Mums are working overtime doing the brunt of both childcare and housework during lockdown

Trine Jensen-Burke

mums doing most at home suring lockdown

Is it any wonder you are wrecked?

If you are starting to feel like you are one Reading Egg password or Zoom birthday away from losing it, you are not alone, mums.

According to a brand new study, researchers found that in homes where there are a working mother and father, women are doing more chores and spending more time with children.

Sounds familiar? I know.

The Institute for Fiscal Studies (IFS) and University College London (UCL) interviewed 3,500 families, and found that apparently, mums were on average only able to do one hour of uninterrupted work, for every three hours done by dads.

“Mothers are doing, on average, more childcare and more housework than fathers who have the same work arrangements,” said Lucy Kraftman, a research economist at the IFS.

Kraftman said the finding applied to families where a mother and father were both working, as well as to families where both parents were furloughed or out of work.

“The only set of households where we see mothers and fathers sharing childcare and housework equally are those in which both parents were previously working, but the father has now stopped working for pay, while the mother is still in paid work,” she said.

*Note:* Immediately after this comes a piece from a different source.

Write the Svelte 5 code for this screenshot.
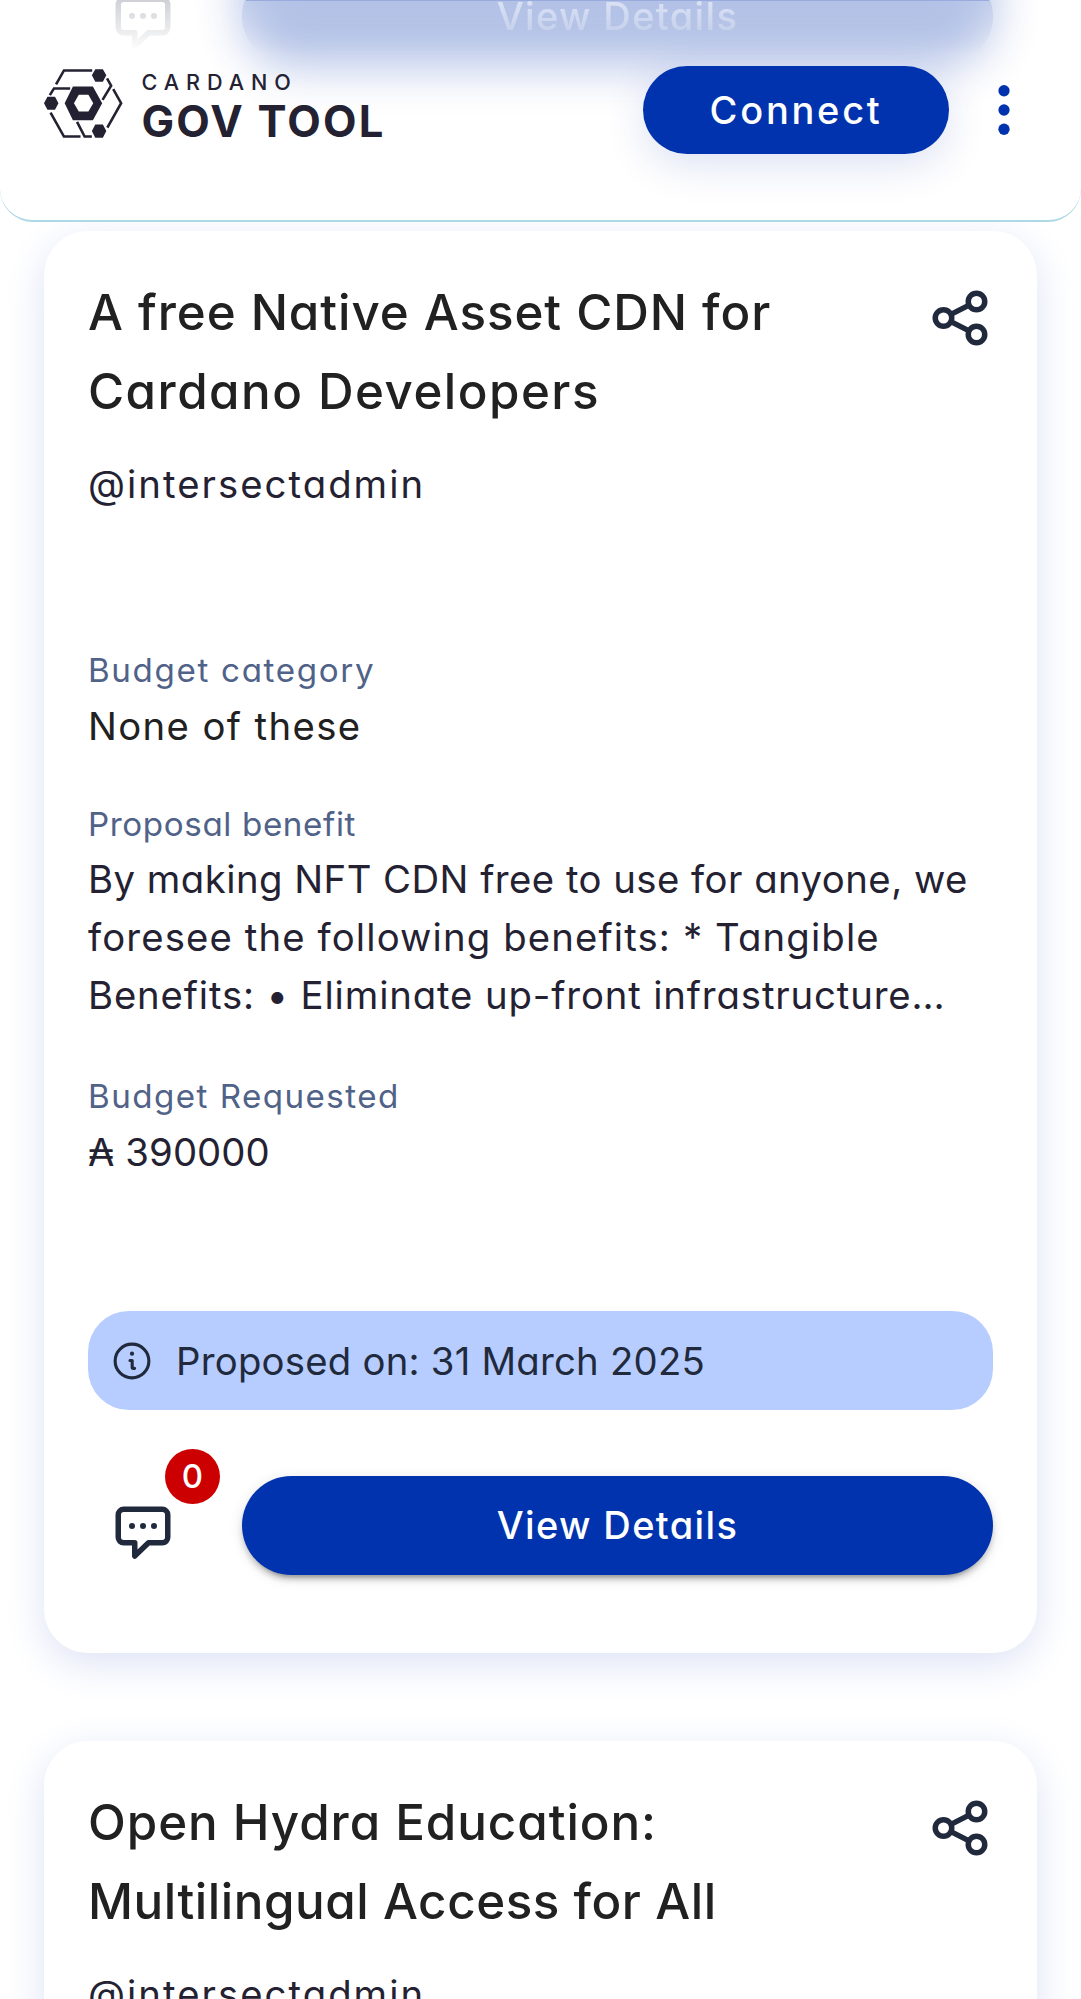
<script>
  const cards = [
    {
      title: [
        { text: 'A free Native Asset CDN for', track: 0.95 },
        { text: 'Cardano Developers', track: 1.47 }
      ],
      author: '@intersectadmin',
      fields: [
        { label: 'Budget category', labelTrack: 1.64, dark: true, lines: [{ text: 'None of these', track: 1.39 }] },
        {
          label: 'Proposal benefit',
          labelTrack: 0.61,
          lines: [
            { text: 'By making NFT CDN free to use for anyone, we', track: 0.47 },
            { text: 'foresee the following benefits: * Tangible', track: 1.13 },
            { text: 'Benefits: • Eliminate up-front infrastructure…', track: 0.86 }
          ]
        },
        { label: 'Budget Requested', labelTrack: 1.44, lines: [{ text: '₳ 390000', track: 0.07 }] }
      ],
      proposed: 'Proposed on: 31 March 2025',
      comments: 0
    },
    {
      title: [
        { text: 'Open Hydra Education:', track: 0.95 },
        { text: 'Multilingual Access for All', track: 0.56 }
      ],
      author: '@intersectadmin',
      fields: []
    }
  ];
</script>

{#snippet commentIcon()}
  <svg class="comment-icon" viewBox="0 0 24 24" fill="none" stroke="currentColor" stroke-width="2" stroke-linejoin="round">
    <path d="M5 3h14a2 2 0 0 1 2 2v8.2a2 2 0 0 1-2 2h-5L9 20v-4.8H5a2 2 0 0 1-2-2V5a2 2 0 0 1 2-2z" />
    <g fill="currentColor" stroke="none">
      <circle cx="8" cy="9.1" r="1.1" /><circle cx="12" cy="9.1" r="1.1" /><circle cx="16" cy="9.1" r="1.1" />
    </g>
  </svg>
{/snippet}

<div class="page">
  <header>
    <div class="behind" aria-hidden="true">
      <div class="haze"></div>
      <div class="sharp">
        <span class="ghost-icon">{@render commentIcon()}</span>
        <span class="ghost-button">View Details</span>
      </div>
      <div class="edge"></div>
    </div>
    <div class="brand">
      <svg class="mark" viewBox="128 206 228 206" preserveAspectRatio="none">
        <path fill="none" stroke="currentColor" stroke-width="7.5" d="M163 252 186 210.500H268M145 284 157 264H204M147 336 186 407.500H234M224 364 246 407.500H267M311 234 323 256 298 298M329 266 352 308 312 381" />
        <path fill="currentColor" fill-rule="evenodd" d="M188 308 212 258H270L297 308 270 359H212zM215 308 229 333H257L271 308 257 283H229z" />
        <path fill="currentColor" d="M267 225 277 207H299L309 225 299 244H277zM128 308 138 289H160L170 308 160 328H138zM267 391 277 372H299L309 391 299 411H277z" />
      </svg>
      <div class="wordmark">
        <span class="cardano">CARDANO</span>
        <span class="govtool">GOV TOOL</span>
      </div>
    </div>
    <div class="actions">
      <button class="connect">Connect</button>
      <svg class="menu" viewBox="0 0 24 24" fill="currentColor">
        <circle cx="12" cy="5" r="2.05" /><circle cx="12" cy="12" r="2.05" /><circle cx="12" cy="19" r="2.05" />
      </svg>
    </div>
  </header>

  <main>
    {#each cards as card}
      <article>
        <div class="head">
          <h2>
            {#each card.title as line}
              <span class="line" style="letter-spacing: {line.track}px">{line.text}</span>
            {/each}
          </h2>
          <svg class="share" viewBox="0 0 24 24" fill="none" stroke="currentColor" stroke-width="2">
            <circle cx="6" cy="12" r="3" /><circle cx="18" cy="6" r="3" /><circle cx="18" cy="18" r="3" />
            <path d="m8.700 10.700 6.600-3.400M8.700 13.300l6.600 3.400" />
          </svg>
        </div>
        <p class="author">{card.author}</p>
        {#if card.fields.length}
          <dl>
            {#each card.fields as field}
              <div class="field">
                <dt style="letter-spacing: {field.labelTrack}px">{field.label}</dt>
                <dd class:dark={field.dark}>
                  {#each field.lines as line}
                    <span class="line" style="letter-spacing: {line.track}px">{line.text}</span>
                  {/each}
                </dd>
              </div>
            {/each}
          </dl>
          <div class="proposed">
            <svg class="info" viewBox="0 0 24 24" fill="none" stroke="currentColor" stroke-width="1.700" stroke-linecap="round" stroke-linejoin="round">
              <circle cx="12" cy="12" r="9.200" />
              <path d="M10.900 11.700h1.200v3.700q0 .6.600.6h.7" />
              <circle cx="12" cy="8" r="1.150" fill="currentColor" stroke="none" />
            </svg>
            <span>{card.proposed}</span>
          </div>
          <div class="footer">
            <div class="comments">
              {@render commentIcon()}
              <span class="badge">{card.comments}</span>
            </div>
            <button class="view">View Details</button>
          </div>
        {/if}
      </article>
    {/each}
  </main>
</div>

<style>
  :global(body) {
    margin: 0;
    background: #fff;
  }
  .page {
    width: 1081px;
    height: 1999px;
    overflow: hidden;
    font-family: Inter, 'Open Sans', sans-serif;
    font-feature-settings: 'cv11', 'calt' 0;
    color: #242232;
  }
  h2, p, dl, dd, dt {
    margin: 0;
    font-weight: 400;
  }
  button {
    border: 0;
    padding: 0;
    color: #fff;
    background: #0033ad;
    font: 500 38px Inter, 'Open Sans', sans-serif;
    font-feature-settings: inherit;
  }
  svg {
    display: block;
    flex: none;
  }

  header {
    position: relative;
    z-index: 1;
    box-sizing: border-box;
    height: 222px;
    display: flex;
    justify-content: space-between;
    align-items: flex-start;
    padding: 65.5px 44px 0;
    border-bottom: 2.75px solid #add8e6;
    border-radius: 0 0 33px 33px;
    background: #fff;
  }
  .behind {
    position: absolute;
    inset: 0;
    overflow: hidden;
    border-radius: inherit;
  }
  .haze {
    position: absolute;
    left: 242px;
    top: -140px;
    width: 751px;
    height: 206px;
    border-radius: 50px;
    background: #0033ad;
    opacity: 0.295;
    filter: blur(24px);
  }
  .sharp {
    position: absolute;
    inset: 0;
    -webkit-mask-image: linear-gradient(rgba(0, 0, 0, 0.6), transparent 52px);
    mask-image: linear-gradient(rgba(0, 0, 0, 0.6), transparent 52px);
  }
  .edge {
    position: absolute;
    left: 246px;
    top: 0;
    width: 743px;
    height: 1px;
    background: #99aadd;
  }
  .ghost-icon {
    position: absolute;
    left: 110px;
    top: -9px;
    color: #b0b2ba;
  }
  .ghost-button {
    position: absolute;
    left: 242px;
    top: -33px;
    width: 751px;
    height: 98px;
    border-radius: 50px;
    background: #b3c1e6;
    color: #f6f8fd;
    font-size: 38px;
    font-weight: 500;
    line-height: 99px;
    letter-spacing: 1.370px;
    text-align: center;
  }
  .brand {
    position: relative;
    display: flex;
    padding-top: 3px;
    gap: 19px;
  }
  .mark {
    width: 78.500px;
    height: 69px;
  }
  .wordmark {
    display: flex;
    flex-direction: column;
  }
  .cardano {
    font-size: 21.6px;
    font-weight: 500;
    line-height: 27px;
    letter-spacing: 6.950px;
  }
  .govtool {
    font-size: 43.5px;
    font-weight: 700;
    line-height: 50px;
    letter-spacing: 2.200px;
  }
  .actions {
    position: relative;
    display: flex;
    align-items: center;
    gap: 22.200px;
  }
  .connect {
    width: 305.500px;
    height: 88.500px;
    border-radius: 45px;
    letter-spacing: 2.750px;
    box-shadow: 0 11px 41px rgba(0, 51, 173, 0.14);
  }
  .menu {
    width: 66px;
    height: 66px;
    color: #0033ad;
  }

  main {
    display: flex;
    flex-direction: column;
    gap: 88px;
    padding: 8.700px 44px 0;
  }
  article {
    box-sizing: border-box;
    min-height: 1422px;
    padding: 42px 44px 0;
    border-radius: 44px;
    background: #fff;
    box-shadow: 0 11px 41px #dde3f5;
  }
  .head {
    display: flex;
    justify-content: space-between;
  }
  .line {
    display: block;
    white-space: nowrap;
  }
  h2 {
    font-size: 49.3px;
    font-weight: 500;
    line-height: 79.5px;
    color: #212121;
  }
  .share {
    width: 66px;
    height: 66px;
    margin: 12.700px 0 0;
    color: #212a3d;
  }
  .author {
    margin-top: 23.700px;
    font-size: 38.3px;
    line-height: 58px;
    letter-spacing: 2.030px;
  }
  dl {
    display: flex;
    flex-direction: column;
    gap: 43.700px;
    margin-top: 131.800px;
  }
  dt {
    font-size: 33.2px;
    line-height: 50px;
    color: #506288;
  }
  dd {
    margin-top: 2.500px;
    font-size: 38.3px;
    line-height: 57.600px;
  }
  .field:nth-child(2) {
    padding-bottom: 3.200px;
  }
  .dark {
    color: #212121;
  }
  .proposed {
    box-sizing: border-box;
    display: flex;
    align-items: center;
    gap: 22px;
    height: 99px;
    margin-top: 130px;
    padding-left: 22px;
    border-radius: 41px;
    background: #b7cdff;
    color: #212a3d;
    font-size: 38.3px;
    letter-spacing: 0.230px;
  }
  .info {
    width: 44px;
    height: 44px;
  }
  .footer {
    display: flex;
    justify-content: space-between;
    margin-top: 66px;
  }
  .comments {
    position: relative;
    padding: 25px 0 0 22px;
    color: #212a3d;
  }
  .comment-icon {
    width: 66px;
    height: 66px;
  }
  .badge {
    position: absolute;
    left: 77px;
    top: -27.500px;
    width: 55px;
    height: 55px;
    border-radius: 50%;
    background: #cc0000;
    color: #fff;
    font-size: 33px;
    font-weight: 500;
    line-height: 54px;
    text-align: center;
  }
  .view {
    width: 751px;
    height: 98.500px;
    border-radius: 50px;
    letter-spacing: 1.370px;
    box-shadow:
      0 8px 3px -5.500px rgba(0, 0, 0, 0.2),
      0 5.500px 5.500px rgba(0, 0, 0, 0.14),
      0 3px 14px rgba(0, 0, 0, 0.12);
  }
</style>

“However, mothers in these households are doing paid work during an average of five hours a day, in addition to doing the same amount of domestic work as their partner.”

These findings were echoed by Paula Sheridan, a career coach whose firm Unwrapping Potential works with professional women. Sheridan explains to BBC News that her clients “almost universally” report that they are the ones planning meals, creating timetables and downloading learning resources for children – along with dozens of other tasks.

“I’m the main wage earner and yet I also seem to be the one who stops work to make lunch and dinner, because he wouldn’t think of doing it,” one client told her.

Another told her: “[My partner] is furloughed and yet my work telephone calls are interrupted by the children asking questions, while daddy is just watching Netflix.”

As we all know, being a parent involves many things, including making sure the kids have socks that match, pants that still fit and that everyone brushes their teeth before bedtime. It involves making sure there’s food in the house, that dinner is made, and that childcare is arranged where necessary. And as children grow older, these tasks extend to things like keeping track of after-school activities and making sure the kids make it to birthday parties, hopefully with the right gift.

“It isn’t a man versus women thing at all,” Sheridan says. “The partner has no idea that all of this stuff even happens, because he has never needed to.”

Mums still tend to be the ones organising how time is spent at home under lockdown, she adds.

As a result, mothers in two-parent households are only doing, on average, a third of the uninterrupted paid-work hours of fathers, UCL and the IFS found.